Some non-resident students at the University of Ghana have shared their plights in their daily life being non-residents whilst being required to frequently attend to academic activities on campus.
The ongoing accommodation crisis at the University of Ghana has now become a pervasive issue, leading to a significant number of students being unable to reside on campus. This problem significantly impacts these non-resident students, affecting not only their academic pursuits but also various aspects of their lives.
In light of this, some indicated that, they are unable to report to class in timely manner, due to traffic jams, which in the long run adversely affects their academics and finances.
For others, being residents out of Accra whilst lacking accommodation on campus makes their situation dire, especially when they no relatives to rely on in the region.
“I recall the moment a lecturer sacked me from his class because of lateness, even after explaining to him that I was caught up in a traffic jam.”
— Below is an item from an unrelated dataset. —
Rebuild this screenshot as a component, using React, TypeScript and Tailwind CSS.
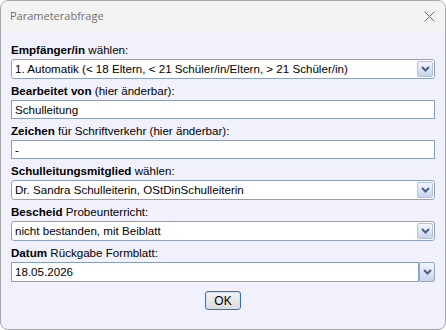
import React from "react";

const font = { fontFamily: '"Liberation Sans", Arial, sans-serif' };

function Chevron() {
  return (
    <svg width="9" height="6" viewBox="0 0 9 6">
      <path d="M1 1 L4.5 4.5 L8 1" fill="none" stroke="#4a5f86" strokeWidth="2" />
    </svg>
  );
}

function Combo({ value }: { value: string }) {
  return (
    <div className="flex h-[20px] items-center rounded-[3px] border border-[#8fa1c0] bg-white pl-[3px] pr-[1px]">
      <span className="flex-1 truncate text-[11.6px] leading-[16px] text-black">{value}</span>
      <div className="flex h-[16px] w-[16px] items-center justify-center rounded-[2px] border border-[#b4c0da] bg-gradient-to-b from-[#f3f6fd] to-[#c7d2ec]">
        <Chevron />
      </div>
    </div>
  );
}

function TextBox({ value }: { value: string }) {
  return (
    <div className="flex h-[19px] items-center border border-[#8a9dbd] bg-white px-[3px]">
      <span className="text-[11.6px] leading-[16px] text-black">{value}</span>
    </div>
  );
}

function Label({ bold, rest }: { bold: string; rest: string }) {
  return (
    <div className="flex h-[18px] items-center text-[11.6px] text-black">
      <span>
        <b>{bold}</b> {rest}
      </span>
    </div>
  );
}

export default function App() {
  return (
    <div className="h-[330px] w-[446px] bg-white" style={font}>
      <div className="flex h-[330px] w-[446px] flex-col overflow-hidden rounded-[8px] border border-[#a8a8a8] bg-[#f1f1fc]">
        <div className="flex h-[30px] shrink-0 items-center justify-between bg-[#f3f3f3] pl-[9px] pr-[10px]">
          <span className="pt-[1px] text-[11px] text-[#707070]" style={{ fontFamily: '"Open Sans", "Liberation Sans", sans-serif' }}>
            Parameterabfrage
          </span>
          <svg width="11" height="11" viewBox="0 0 11 11">
            <path d="M0.5 0.5 L10.5 10.5 M10.5 0.5 L0.5 10.5" stroke="#6a6a6a" strokeWidth="1" />
          </svg>
        </div>
        <div className="flex flex-col pl-[10px] pr-[10px] pt-[10px]">
          <Label bold="Empfänger/in" rest="wählen:" />
          <Combo value="1. Automatik (< 18 Eltern, < 21 Schüler/in/Eltern, > 21 Schüler/in)" />
          <div className="h-[3px]" />
          <Label bold="Bearbeitet von" rest="(hier änderbar):" />
          <TextBox value="Schulleitung" />
          <div className="h-[3px]" />
          <Label bold="Zeichen" rest="für Schriftverkehr (hier änderbar):" />
          <TextBox value="-" />
          <div className="h-[3px]" />
          <Label bold="Schulleitungsmitglied" rest="wählen:" />
          <Combo value="Dr. Sandra Schulleiterin, OStDinSchulleiterin" />
          <div className="h-[3px]" />
          <Label bold="Bescheid" rest="Probeunterricht:" />
          <Combo value="nicht bestanden, mit Beiblatt" />
          <div className="h-[3px]" />
          <Label bold="Datum" rest="Rückgabe Formblatt:" />
          <div className="flex h-[20px]">
            <div className="flex flex-1 items-center border border-[#8a9dbd] bg-white px-[3px]">
              <span className="text-[11.6px] leading-[16px] text-black">18.05.2026</span>
            </div>
            <div className="flex w-[16px] items-center justify-center rounded-[2px] border border-[#97a7c6] bg-gradient-to-b from-[#f3f6fd] to-[#c7d2ec]">
              <Chevron />
            </div>
          </div>
          <div className="flex justify-center pt-[9px]">
            <button className="flex h-[19px] w-[36px] items-center justify-center rounded-[3px] border border-[#3c6fb4] bg-gradient-to-b from-[#f4f4f4] to-[#dcdcdc] text-[12px] text-black shadow-[inset_0_0_0_1px_#cfe3f8]">
              OK
            </button>
          </div>
        </div>
      </div>
    </div>
  );
}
“I come from one of the northern regions in the country, and I do not have any relatives here in Accra to live with, moreover, this is my first time coming to Accra so the living is very hectic for me as a non-resident.”
In reference to their plights, these students urged the management to critically look into the issue of accommodation on campus and find measures to minimize it, possibly eradicating the problem entirely.
“I think management should build more hostels and or increase the number of beds in the various halls and hostels in order to minimize accommodation problems”.
“I am of the opinion that, management should reinstate the old residential policy rather than the in-out-out-out policy to create more opportunities for students to be accommodated, this I believe will gradually solve the accommodation crises on campus.”
They were of the view that if the aforementioned measures are given consideration with precision, the issue of accommodation would be a matter of the past, as it will facilitate teaching and learning, and ultimately leading to the actualization of the University’s aims and objectives.
Coincidentally, the Vice-Chancellor, Prof. Nana Aba Appiah-Amfo has been taking measures to address the issue of accommodation on campus.
Just last month, she cut sod for phase one of the GUSS Students Hostel Project, located off the Annie Jiaggie Road behind Block B, Ghana Hostels. The phase 1 will provide 544 beds for students to serve a total of 4,160 students.
She also inspected a 904-bed Africa Integeras hostel which will be expected to be completed in January, 2024. According to the Head of halls, the facility would also provide accommodations for level 100s.